Whether it’s having no questions prepared to ask the interviewer, not holding eye contact or coming across under-confident, all of these errors can rub an interviewer up the wrong way and result in a potential job loss.
According to Anita Tweats, Chief Executive of The Finance People, advising jobseekers to thoroughly research a business and plan ahead will ensure they attend an interview feeling confident, which will dramatically improve their chances of landing the job.
She told the Mirror: “Preparation is key for interviews. Planning what you’ll wear before the day and doing your research about the company is essential.
“When it comes to the day, you should feel prepared and know where you’re going and take time to get in the zone.
“You must always remember that an interview should be more of a conversation – you are also trying to determine if it’s the right place for you to work, after all.”
She went on to share her list of the deadliest interview sins all candidates should avoid:
Rushing around in the morning and making sure you have all the necessary items for an interview, it can be easy for a candidate to forget to have a quick spray of deodorant before they leave the house. It’s therefore important that candidates ensure they’ve spruced up, their clothes look clean and neat and are stain free, to make a good first impression.

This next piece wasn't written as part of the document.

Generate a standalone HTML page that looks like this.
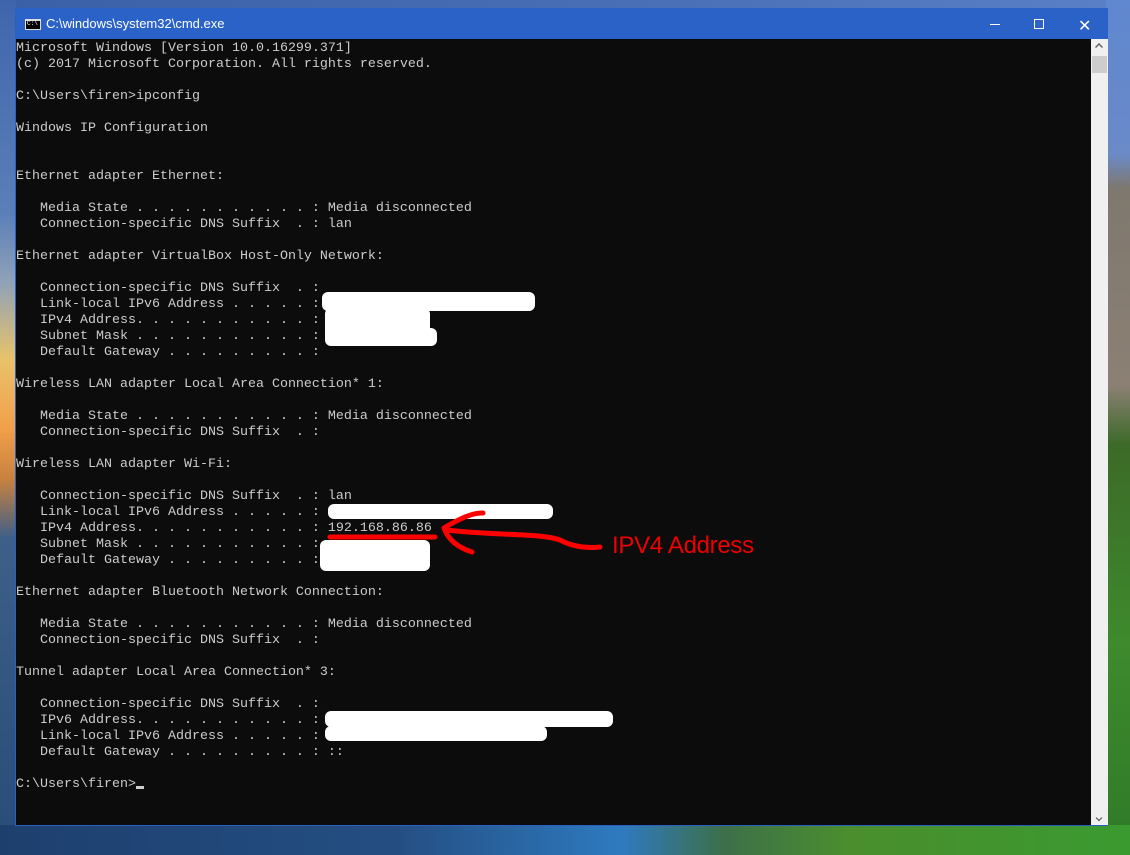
<!DOCTYPE html>
<html><head><meta charset="utf-8"><style>
*{margin:0;padding:0;box-sizing:border-box}
html,body{width:1130px;height:855px;overflow:hidden}
body{position:relative;background:#2a4f86}
.bgL{position:absolute;left:0;top:0;width:16px;height:855px;background:linear-gradient(180deg,#3f66ad 0%,#5a7fb8 25%,#8fa2b8 33%,#e8c26a 42%,#f2a04a 50%,#c8823e 56%,#3d5f88 63%,#284c78 100%)}
.bgR{position:absolute;right:0;top:0;width:24px;height:855px;background:linear-gradient(180deg,#5f87cf 0%,#6a8ac8 18%,#7e786e 22%,#8c8074 45%,#3c6a28 52%,#3e8a2c 75%,#2f7a28 100%)}
.bgT{position:absolute;left:0;top:0;width:1130px;height:10px;background:linear-gradient(90deg,#3a60a8,#4a70b8 60%,#5a80c8)}
.bgB{position:absolute;left:0;top:825px;width:1130px;height:30px;background:linear-gradient(90deg,#1d3f6e 0%,#244e82 35%,#2e7ac0 55%,#3d6f4a 64%,#4a8e2e 75%,#3a9a30 100%)}
.win{position:absolute;left:15px;top:8px;width:1093px;height:818px;background:#0c0c0c;border:1px solid #2a5fc4}
.title{position:absolute;left:0;top:0;width:100%;height:30px;background:#2b62c8;color:#fff;font:13px "Liberation Sans",sans-serif}
.title .t{position:absolute;left:30px;top:7px}
.ico{position:absolute;left:9px;top:10px;width:16px;height:11px;background:#000;border:1px solid #ddd;border-top:2px solid #ddd}
.ico:after{content:"C:\\";position:absolute;left:1px;top:-1px;font:6px "Liberation Mono",monospace;color:#fff}
.min{position:absolute;left:974px;top:15px;width:10px;height:1px;background:#fff}
.max{position:absolute;left:1018px;top:10px;width:10px;height:10px;border:1px solid #fff}
.cls{position:absolute;left:1062px;top:7px;color:#fff;font:16px "Liberation Sans",sans-serif}
.sb{position:absolute;left:1075px;top:30px;width:17px;height:786px;background:#f0f0f0}
.thumb{position:absolute;left:1px;top:17px;width:15px;height:17px;background:#cdcdcd}
.up{position:absolute;left:4px;top:4px;width:8px;height:8px;border-left:2px solid #606060;border-top:2px solid #606060;transform:rotate(45deg) scale(.7)}
.dn{position:absolute;left:4px;bottom:3px;width:8px;height:8px;border-right:2px solid #606060;border-bottom:2px solid #606060;transform:rotate(45deg) scale(.6)}
pre{position:absolute;left:0px;top:32px;font:13.33px/16px "Liberation Mono",monospace;color:#cccccc;white-space:pre}
.cur{display:inline-block;width:8px;height:3px;background:#ccc;vertical-align:-2px}
.w{position:absolute;background:#fff;border-radius:6px}
.lbl{position:absolute;left:612px;top:532px;color:#ee0000;font:24px "Liberation Sans",sans-serif;letter-spacing:-0.3px}
</style></head><body>
<div class="bgT"></div><div class="bgL"></div><div class="bgR"></div><div class="bgB"></div>
<div class="win">
<div class="title"><div class="ico"></div><div class="t">C:\windows\system32\cmd.exe</div><div class="min"></div><div class="max"></div><div class="cls">✕</div></div>
<pre>Microsoft Windows [Version 10.0.16299.371]
(c) 2017 Microsoft Corporation. All rights reserved.

C:\Users\firen>ipconfig

Windows IP Configuration


Ethernet adapter Ethernet:

   Media State . . . . . . . . . . . : Media disconnected
   Connection-specific DNS Suffix  . : lan

Ethernet adapter VirtualBox Host-Only Network:

   Connection-specific DNS Suffix  . :
   Link-local IPv6 Address . . . . . :
   IPv4 Address. . . . . . . . . . . :
   Subnet Mask . . . . . . . . . . . :
   Default Gateway . . . . . . . . . :

Wireless LAN adapter Local Area Connection* 1:

   Media State . . . . . . . . . . . : Media disconnected
   Connection-specific DNS Suffix  . :

Wireless LAN adapter Wi-Fi:

   Connection-specific DNS Suffix  . : lan
   Link-local IPv6 Address . . . . . :
   IPv4 Address. . . . . . . . . . . : 192.168.86.86
   Subnet Mask . . . . . . . . . . . :
   Default Gateway . . . . . . . . . :

Ethernet adapter Bluetooth Network Connection:

   Media State . . . . . . . . . . . : Media disconnected
   Connection-specific DNS Suffix  . :

Tunnel adapter Local Area Connection* 3:

   Connection-specific DNS Suffix  . :
   IPv6 Address. . . . . . . . . . . :
   Link-local IPv6 Address . . . . . :
   Default Gateway . . . . . . . . . : ::

C:\Users\firen&gt;<span class="cur"></span></pre>
<div class="sb"><div class="up"></div><div class="thumb"></div><div class="dn"></div></div>
</div>
<div class="w" style="left:322px;top:292px;width:213px;height:19px"></div>
<div class="w" style="left:325px;top:308px;width:105px;height:30px"></div>
<div class="w" style="left:325px;top:328px;width:112px;height:18px"></div>
<div class="w" style="left:328px;top:504px;width:225px;height:15px"></div>
<div class="w" style="left:320px;top:540px;width:110px;height:31px"></div>
<div class="w" style="left:325px;top:711px;width:288px;height:16px"></div>
<div class="w" style="left:325px;top:726px;width:222px;height:15px"></div>
<svg style="position:absolute;left:0;top:0" width="1130" height="855">
<g fill="none" stroke="#ff0000" stroke-width="5" stroke-linecap="round" stroke-linejoin="round">
<path d="M330 537 L435 537"/>
<path d="M444 528 Q470 512 483 513 M444 528 Q450 545 472 552 M446 530 C500 536 540 533 560 540 C575 548 590 548 600 547"/>
</g></svg>
<div class="lbl">IPV4 Address</div>
</body></html>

A handshake can be a sign of confidence, therefore if a jobseeker’s handshake is weak and limp this will reflect badly on the interviewer. Have a good grip and maintain eye contact when you meet your interviewer.
While some candidates may think they can use their charm to bag a job, this is something that should be avoided at all costs. They are there to make a professional relationship after all, not a personal one.
Showing no curiosity
Applicants who ask plenty of questions and are inquisitive about the company they are applying to will show they’re truly interested in the role. As such, go in armed with a handful of questions to ask the interviewer.
It’s only natural for a jobseeker to feel nervous before an interview, however, the trick is for them to not show their nerves. The last thing a candidate wants to do is show their nerves as this will make the interviewer think they are not competent enough to take on the role they are applying for.